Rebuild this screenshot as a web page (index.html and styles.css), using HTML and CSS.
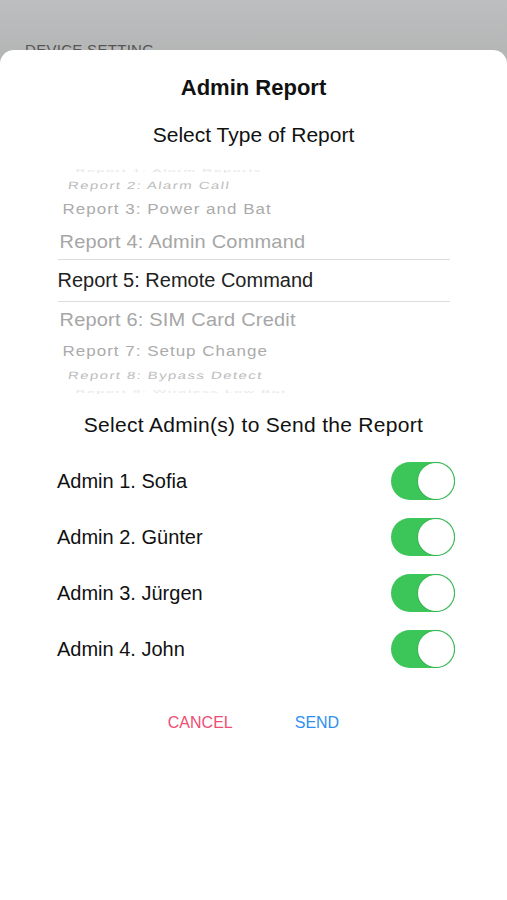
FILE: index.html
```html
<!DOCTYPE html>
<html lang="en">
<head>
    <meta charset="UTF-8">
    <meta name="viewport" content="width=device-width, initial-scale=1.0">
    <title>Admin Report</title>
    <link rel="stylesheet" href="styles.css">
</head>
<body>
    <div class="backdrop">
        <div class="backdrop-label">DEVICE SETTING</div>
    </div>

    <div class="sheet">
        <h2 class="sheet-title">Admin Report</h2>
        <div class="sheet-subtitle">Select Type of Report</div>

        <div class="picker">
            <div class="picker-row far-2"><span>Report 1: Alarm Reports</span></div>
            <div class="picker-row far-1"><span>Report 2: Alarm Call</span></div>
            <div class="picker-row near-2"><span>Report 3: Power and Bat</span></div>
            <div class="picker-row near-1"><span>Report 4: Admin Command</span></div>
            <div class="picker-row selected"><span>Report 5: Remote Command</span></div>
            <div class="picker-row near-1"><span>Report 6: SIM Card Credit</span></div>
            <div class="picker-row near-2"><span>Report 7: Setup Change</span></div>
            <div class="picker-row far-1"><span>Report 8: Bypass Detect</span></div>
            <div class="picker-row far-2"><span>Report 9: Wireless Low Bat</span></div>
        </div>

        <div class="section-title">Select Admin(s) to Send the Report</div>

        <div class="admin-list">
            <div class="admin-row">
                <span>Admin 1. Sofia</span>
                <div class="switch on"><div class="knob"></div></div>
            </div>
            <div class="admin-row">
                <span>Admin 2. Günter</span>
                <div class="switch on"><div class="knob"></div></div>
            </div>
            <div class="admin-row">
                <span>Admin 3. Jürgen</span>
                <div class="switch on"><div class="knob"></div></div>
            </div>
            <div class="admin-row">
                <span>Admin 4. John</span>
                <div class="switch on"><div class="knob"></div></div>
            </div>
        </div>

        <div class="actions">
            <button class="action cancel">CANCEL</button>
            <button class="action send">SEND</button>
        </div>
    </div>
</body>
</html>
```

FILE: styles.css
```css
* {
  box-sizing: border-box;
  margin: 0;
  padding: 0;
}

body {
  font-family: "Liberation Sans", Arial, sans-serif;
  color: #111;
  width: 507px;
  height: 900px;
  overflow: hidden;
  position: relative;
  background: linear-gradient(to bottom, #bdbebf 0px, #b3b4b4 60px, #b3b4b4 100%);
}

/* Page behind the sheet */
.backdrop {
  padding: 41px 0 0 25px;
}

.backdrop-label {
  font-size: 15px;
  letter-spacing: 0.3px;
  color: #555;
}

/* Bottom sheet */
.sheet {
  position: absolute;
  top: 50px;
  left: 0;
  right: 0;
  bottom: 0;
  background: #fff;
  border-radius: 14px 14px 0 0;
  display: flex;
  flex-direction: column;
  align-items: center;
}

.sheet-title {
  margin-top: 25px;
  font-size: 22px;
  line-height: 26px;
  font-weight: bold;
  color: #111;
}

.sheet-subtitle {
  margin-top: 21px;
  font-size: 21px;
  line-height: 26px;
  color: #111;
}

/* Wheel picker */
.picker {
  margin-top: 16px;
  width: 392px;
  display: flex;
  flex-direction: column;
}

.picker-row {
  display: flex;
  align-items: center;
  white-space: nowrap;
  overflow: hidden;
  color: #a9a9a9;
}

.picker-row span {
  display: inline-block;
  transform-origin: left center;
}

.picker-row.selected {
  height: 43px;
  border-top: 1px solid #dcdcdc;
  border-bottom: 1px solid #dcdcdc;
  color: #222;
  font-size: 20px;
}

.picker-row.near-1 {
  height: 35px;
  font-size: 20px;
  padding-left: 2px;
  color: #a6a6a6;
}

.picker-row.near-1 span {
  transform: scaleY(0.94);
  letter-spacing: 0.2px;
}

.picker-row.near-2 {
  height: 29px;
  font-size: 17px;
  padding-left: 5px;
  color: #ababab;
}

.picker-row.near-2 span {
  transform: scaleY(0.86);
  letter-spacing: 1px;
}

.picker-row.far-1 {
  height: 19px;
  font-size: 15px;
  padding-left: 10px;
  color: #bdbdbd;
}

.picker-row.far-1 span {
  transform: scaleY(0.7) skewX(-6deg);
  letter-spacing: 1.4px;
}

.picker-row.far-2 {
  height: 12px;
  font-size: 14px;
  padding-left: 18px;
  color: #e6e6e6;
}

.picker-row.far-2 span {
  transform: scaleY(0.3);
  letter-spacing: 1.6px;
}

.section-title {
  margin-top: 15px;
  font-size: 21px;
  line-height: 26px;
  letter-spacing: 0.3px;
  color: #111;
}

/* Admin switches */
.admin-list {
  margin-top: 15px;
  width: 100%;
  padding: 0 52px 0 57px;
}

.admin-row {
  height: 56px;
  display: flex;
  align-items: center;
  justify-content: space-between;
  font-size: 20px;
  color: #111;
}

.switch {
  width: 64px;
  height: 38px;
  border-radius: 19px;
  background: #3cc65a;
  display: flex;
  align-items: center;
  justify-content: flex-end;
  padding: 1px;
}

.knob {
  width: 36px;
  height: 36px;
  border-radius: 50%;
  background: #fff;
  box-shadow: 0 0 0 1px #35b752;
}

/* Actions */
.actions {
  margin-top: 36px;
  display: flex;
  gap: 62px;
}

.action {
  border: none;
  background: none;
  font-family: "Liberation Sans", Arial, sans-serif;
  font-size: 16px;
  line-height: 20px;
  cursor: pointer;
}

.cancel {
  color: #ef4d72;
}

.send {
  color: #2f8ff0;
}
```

------------------------

[Objective] Find every line that includes the string "styles". Report how many there are and nothing else.

[Worked solution] 3